It is the commemoration of our emancipation because on that day, July 3, 1848, the Virgin Islands became one of only two places in the Western Hemisphere for individuals to gain their freedom from enslavement by organized violent overthrow.

On that day in 1848, after months of organization and planning, thousands of enslaved people, including my ancestors, left plantations throughout the island of St. Croix and converged at Fort Frederik in what was the Danish West Indies and demanded their freedom.

Unfortunately, while the Governor of the time, Peter Von Scholten, declared all formerly enslaved in the Danish West Indies free, we now know that freedom is not easily free, and a declaration without full rights and privileges is a hollow declaration.

Even today, anyone who decides to live in the Virgin Islands must give up a portion of their freedom: the right to vote for President, the right to have full voting representation in both Chambers of this body, and the right to receive SSI. The list goes on and on.

How often when asking for equal treatment, even tax law, I have to remind people that we are not foreign. We are, in fact, a possession of the United States, drafted into wars, loving this country with no path to full inclusion. Imagine if Wyoming or Iowa or Vermont were indefinitely to remain territories with no path to full citizenship.

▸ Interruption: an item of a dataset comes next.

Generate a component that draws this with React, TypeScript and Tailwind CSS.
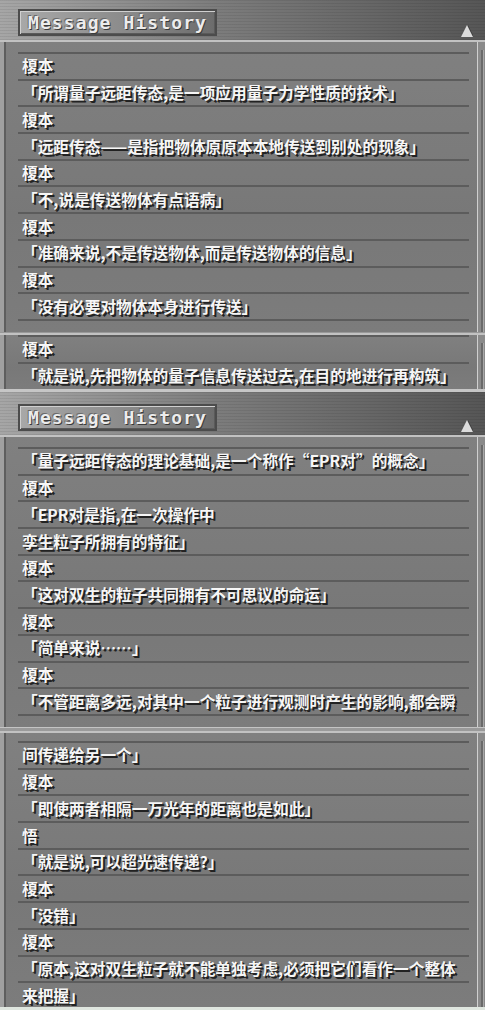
const screenOne = {
  main: [
    "榎本",
    "「所谓量子远距传态,是一项应用量子力学性质的技术」",
    "榎本",
    "「远距传态——是指把物体原原本本地传送到别处的现象」",
    "榎本",
    "「不,说是传送物体有点语病」",
    "榎本",
    "「准确来说,不是传送物体,而是传送物体的信息」",
    "榎本",
    "「没有必要对物体本身进行传送」",
  ],
  next: ["榎本", "「就是说,先把物体的量子信息传送过去,在目的地进行再构筑」"],
};

const screenTwo = {
  main: [
    "「量子远距传态的理论基础,是一个称作“EPR对”的概念」",
    "榎本",
    "「EPR对是指,在一次操作中",
    "孪生粒子所拥有的特征」",
    "榎本",
    "「这对双生的粒子共同拥有不可思议的命运」",
    "榎本",
    "「简单来说……」",
    "榎本",
    "「不管距离多远,对其中一个粒子进行观测时产生的影响,都会瞬",
  ],
  next: [
    "间传递给另一个」",
    "榎本",
    "「即使两者相隔一万光年的距离也是如此」",
    "悟",
    "「就是说,可以超光速传递?」",
    "榎本",
    "「没错」",
    "榎本",
    "「原本,这对双生粒子就不能单独考虑,必须把它们看作一个整体",
    "来把握」",
  ],
};

const Header = ({ height }: { height: string }) => (
  <div
    className={`${height} relative flex items-end justify-between pl-[18px] pr-[12px] pb-[4px] bg-[repeating-linear-gradient(0deg,rgba(0,0,0,0.07)_0px,rgba(0,0,0,0.07)_1px,transparent_1px,transparent_3px),linear-gradient(90deg,#a6a6a6,#7c7c7c_45%,#565656)]`}
  >
    <div className="h-[27px] w-[199px] border-2 border-[#4c4c4c] bg-[linear-gradient(90deg,#a8a8a8,#8a8a8a_55%,#6c6c6c)] shadow-[inset_1px_1px_0_#d0d0d0,inset_-1px_-1px_0_#5a5a5a] flex items-center pl-[8px]">
      <span className="font-['DejaVu_Sans_Mono',monospace] font-bold text-[18px] leading-none tracking-[1.1px] text-[#ececec] [text-shadow:1px_1px_0_#3a3a3a,-1px_-1px_0_#6a6a6a,1px_0_0_#9a9a9a]">
        Message History
      </span>
    </div>
    <svg width="12" height="12" viewBox="0 0 12 12" className="mb-[-1px]">
      <polygon points="6,0 12,12 0,12" fill="#3c3c3c" transform="translate(1,0)" />
      <polygon points="6,0 12,12 0,12" fill="#dcdcdc" />
    </svg>
  </div>
);

const Panel = ({
  rows,
  height,
  top,
  closed,
}: {
  rows: string[];
  height: string;
  top: string;
  closed?: boolean;
}) => (
  <div className={`${height} flex overflow-hidden border-t-2 border-[#c2c2c2]`}>
    <div className="w-[4px] bg-[#a0a0a0]" />
    <div className="w-[2px] bg-[#5e5e5e]" />
    <div
      className={`flex-1 ${top} pl-[12px] pr-[8px] bg-[linear-gradient(180deg,#808080,#787878_60%,#7c7c7c)]`}
    >
      <div className={closed ? "border-b-2 border-[#5c5c5c]" : ""}>
        {rows.map((text, i) => (
          <div
            key={i}
            className="h-[26.7px] border-t-2 border-[#5c5c5c] flex items-center pl-[4px] whitespace-nowrap font-['Noto_Sans_CJK_SC','Noto_Sans',sans-serif] font-bold text-[15.7px] leading-none text-[#f6f6f6] [text-shadow:2px_2px_0_#222,1px_1px_0_#333]"
          >
            {text}
          </div>
        ))}
      </div>
    </div>
    <div className="w-[1px] bg-[#cfcfcf]" />
    <div className="w-[7px] bg-[#8a8a8a] flex justify-center pt-[8px]">
      <div className="w-[2px] h-full bg-[#6a6a6a] shadow-[1px_0_0_#a8a8a8]" />
    </div>
  </div>
);

export default function App() {
  return (
    <div className="w-[485px] h-[1010px] overflow-hidden bg-[#777777] flex flex-col">
      <div className="h-[392px] flex flex-col border-b-[3px] border-[#c6c6c6]">
        <Header height="h-[40px]" />
        <Panel rows={screenOne.main} height="h-[292px]" top="pt-[10px]" closed />
        <div className="h-[1px] bg-[#999]" />
        <Panel rows={screenOne.next} height="h-[56px]" top="pt-0" />
      </div>
      <div className="flex-1 flex flex-col overflow-hidden">
        <Header height="h-[43px]" />
        <Panel rows={screenTwo.main} height="h-[292px]" top="pt-[10px]" closed />
        <div className="h-[4px] bg-[#9a9a9a] border-t border-[#c4c4c4]" />
        <Panel rows={screenTwo.next} height="flex-1" top="pt-[8px]" />
        <div className="h-[3px] bg-[#dfe6df]" />
      </div>
    </div>
  );
}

In the 116th and 117th Congress, language was added into H.R. 1 which created a Congressional Task Force to not only create a recommendation to a pathway for greater inclusion for the territories and voting participation in this body but also to examine what has been the cost to the people economically, socially, politically, for hundreds of years not having those rights, including Puerto Rico, Guam, American Samoa, and the Northern Mariana Islands.

I will be introducing this legislation this term, and I ask my colleagues to join.

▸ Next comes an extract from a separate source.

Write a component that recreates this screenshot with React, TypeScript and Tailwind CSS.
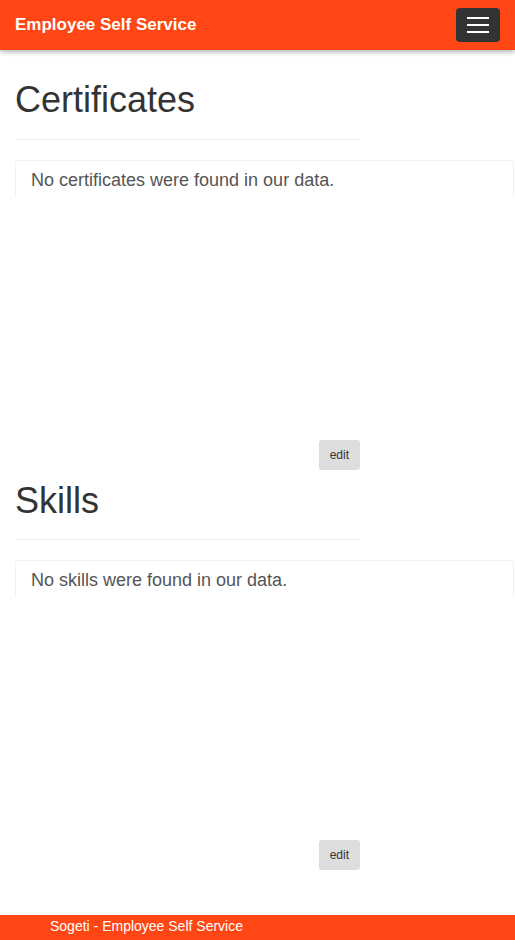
import { Fragment } from 'react'

const sections = [
  { title: 'Certificates', empty: 'No certificates were found in our data.', first: true },
  { title: 'Skills', empty: 'No skills were found in our data.', first: false },
]

function Section({ title, empty, first }: { title: string; empty: string; first: boolean }) {
  return (
    <section className={first ? 'mt-[30px]' : 'mt-[11px]'}>
      <div className="w-[345px] border-b border-[#eeeeee] pb-[9px] mb-[20px]">
        <h1 className="text-[36px] leading-[1.1] mb-[10px] text-[#333333]">{title}</h1>
      </div>
      <div className="h-[280px] -mr-[14px]">
        <div className="h-[37px] rounded-t-[4px] border border-b-0 border-[#f1f1f1] pt-[9px] px-[15px] text-[18px] leading-[20px] text-[#555555]">
          {empty}
        </div>
      </div>
      <div className="w-[345px] flex justify-end">
        <button className="h-[30px] px-[11px] rounded-[3px] bg-[#dddddd] text-[12px] text-[#333333]">edit</button>
      </div>
    </section>
  )
}

export default function App() {
  return (
    <div className="min-h-screen bg-white font-['Liberation_Sans',Arial,sans-serif] flex flex-col">
      <header className="h-[50px] bg-[#ff4614] flex items-center justify-between px-[15px] shadow-[0_2px_5px_rgba(0,0,0,0.3)] relative z-10">
        <span className="text-white font-bold text-[17px]">Employee Self Service</span>
        <button className="w-[44px] h-[34px] rounded-[4px] bg-[#333333] flex flex-col items-center justify-center gap-[5px]">
          {[0, 1, 2].map((i) => (
            <Fragment key={i}>
              <span className="block w-[22px] h-[2px] bg-white" />
            </Fragment>
          ))}
        </button>
      </header>

      <main className="px-[15px] overflow-hidden">
        {sections.map((s) => (
          <Section key={s.title} {...s} />
        ))}
      </main>

      <footer className="mt-auto h-[25px] bg-[#ff4614] pl-[50px] pb-[3px] flex items-center text-white text-[14px]">
        Sogeti - Employee Self Service
      </footer>
    </div>
  )
}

Mr. Speaker, let me say to my fellow Virgin Islanders: We, as well, have work to do in our own freedom. As the prayer and chant says, ``We must free our minds from mental slavery,'' the chains that bound us in a psychological and cultural legacy that persist long after the physical chains are broken. Liberation involves more than legal freedom. We Virgin Islanders have had our legal freedom for almost two centuries, and yet we still struggle with violent crime against one another, crumbling sociopolitical infrastructure, and blaming others for the state of our community instead of assigning ourselves work to make it better.

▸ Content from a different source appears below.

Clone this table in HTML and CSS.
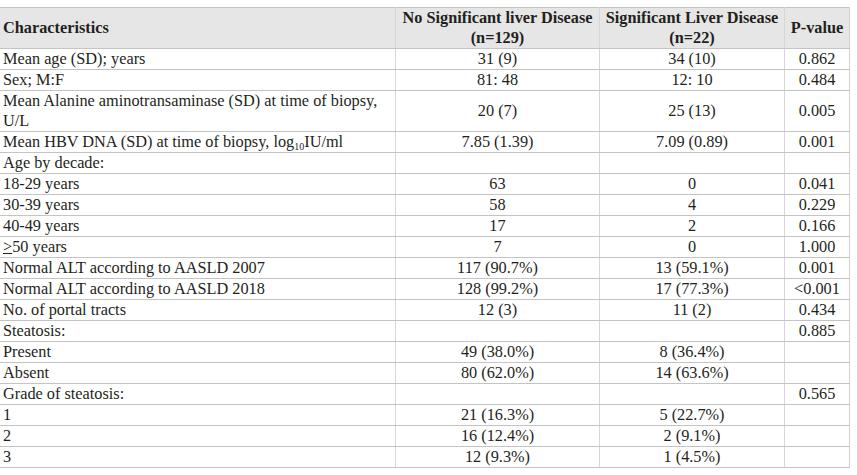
FILE: index.html
```html
<!DOCTYPE html>
<html>
<head>
<meta charset="utf-8">
<link rel="stylesheet" href="styles.css">
</head>
<body>
<table class="tbl">
  <colgroup>
    <col class="c1"><col class="c2"><col class="c3"><col class="c4">
  </colgroup>
  <thead>
    <tr>
      <th class="left">Characteristics</th>
      <th>No Significant liver Disease<br>(n=129)</th>
      <th>Significant Liver Disease<br>(n=22)</th>
      <th>P-value</th>
    </tr>
  </thead>
  <tbody>
    <tr><td>Mean age (SD); years</td><td>31 (9)</td><td>34 (10)</td><td>0.862</td></tr>
    <tr><td>Sex; M:F</td><td>81: 48</td><td>12: 10</td><td>0.484</td></tr>
    <tr><td>Mean Alanine aminotransaminase (SD) at time of biopsy,<br>U/L</td><td>20 (7)</td><td>25 (13)</td><td>0.005</td></tr>
    <tr><td>Mean HBV DNA (SD) at time of biopsy, log<sub>10</sub>IU/ml</td><td>7.85 (1.39)</td><td>7.09 (0.89)</td><td>0.001</td></tr>
    <tr><td>Age by decade:</td><td></td><td></td><td></td></tr>
    <tr><td>18-29 years</td><td>63</td><td>0</td><td>0.041</td></tr>
    <tr><td>30-39 years</td><td>58</td><td>4</td><td>0.229</td></tr>
    <tr><td>40-49 years</td><td>17</td><td>2</td><td>0.166</td></tr>
    <tr><td><span class="ge">&gt;</span>50 years</td><td>7</td><td>0</td><td>1.000</td></tr>
    <tr><td>Normal ALT according to AASLD 2007</td><td>117 (90.7%)</td><td>13 (59.1%)</td><td>0.001</td></tr>
    <tr><td>Normal ALT according to AASLD 2018</td><td>128 (99.2%)</td><td>17 (77.3%)</td><td>&lt;0.001</td></tr>
    <tr><td>No. of portal tracts</td><td>12 (3)</td><td>11 (2)</td><td>0.434</td></tr>
    <tr><td>Steatosis:</td><td></td><td></td><td>0.885</td></tr>
    <tr><td>Present</td><td>49 (38.0%)</td><td>8 (36.4%)</td><td></td></tr>
    <tr><td>Absent</td><td>80 (62.0%)</td><td>14 (63.6%)</td><td></td></tr>
    <tr><td>Grade of steatosis:</td><td></td><td></td><td>0.565</td></tr>
    <tr><td>1</td><td>21 (16.3%)</td><td>5 (22.7%)</td><td></td></tr>
    <tr><td>2</td><td>16 (12.4%)</td><td>2 (9.1%)</td><td></td></tr>
    <tr><td>3</td><td>12 (9.3%)</td><td>1 (4.5%)</td><td></td></tr>
  </tbody>
</table>
</body>
</html>
```
FILE: styles.css
```css
html, body {
  margin: 0;
  padding: 0;
  background: #ffffff;
}
body {
  padding-top: 7px;
  font-family: "Liberation Serif", "Times New Roman", serif;
  font-size: 16.3px;
  color: #231f20;
}
.tbl {
  border-collapse: collapse;
  table-layout: fixed;
  width: 849px;
  border-top: 1px solid #c4c4c4;
  border-right: 1px solid #d2d2d2;
}
.c1 { width: 395px; }
.c2 { width: 204px; }
.c3 { width: 185px; }
.c4 { width: 65px; }
.tbl th, .tbl td {
  padding: 0 2px 0 3px;
  line-height: 20px;
  border-bottom: 1px solid #c4c4c4;
  border-left: 1px solid #d6d6d6;
  text-align: center;
  vertical-align: middle;
  white-space: nowrap;
  overflow: hidden;
}
.tbl th:first-child, .tbl td:first-child {
  border-left: none;
  text-align: left;
}
.tbl th {
  background: #e6e6e6;
  font-weight: bold;
}
.tbl sub {
  font-size: 10px;
  line-height: 0;
  vertical-align: -3px;
}
.ge {
  text-decoration: underline;
  text-underline-offset: 1px;
}
```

True emancipation and liberation require breaking free from internalized oppression, self-limiting beliefs, and our own social systems that continue to marginalize ourselves and our children.

Our ancestors made the brave, bold decision to take a history of bloodshed, pain, and inhumanity--a history of being stolen and trafficked from Africa to the West, and exposed to some of the most inhumane and grueling conditions--and transformed it into achievement of their freedom.

The environment of self-hatred and hatred of others that persists on our islands must stop. That is not the sacrifices our ancestors made. Our ancestors could not have accomplished the incredible feat of defeating the Danish Army with every odd stacked against them without being unified. Unity and love are inseparable.

Let this Emancipation Day serve as both a commemoration and a call to action for us to honor our ancestors who resisted and survived as we do the work of full liberation. Let this day remind us that freedom is both a historical achievement and an ongoing process of our individual and collective self-determination, progress, and development.

Blessed Emancipation Day.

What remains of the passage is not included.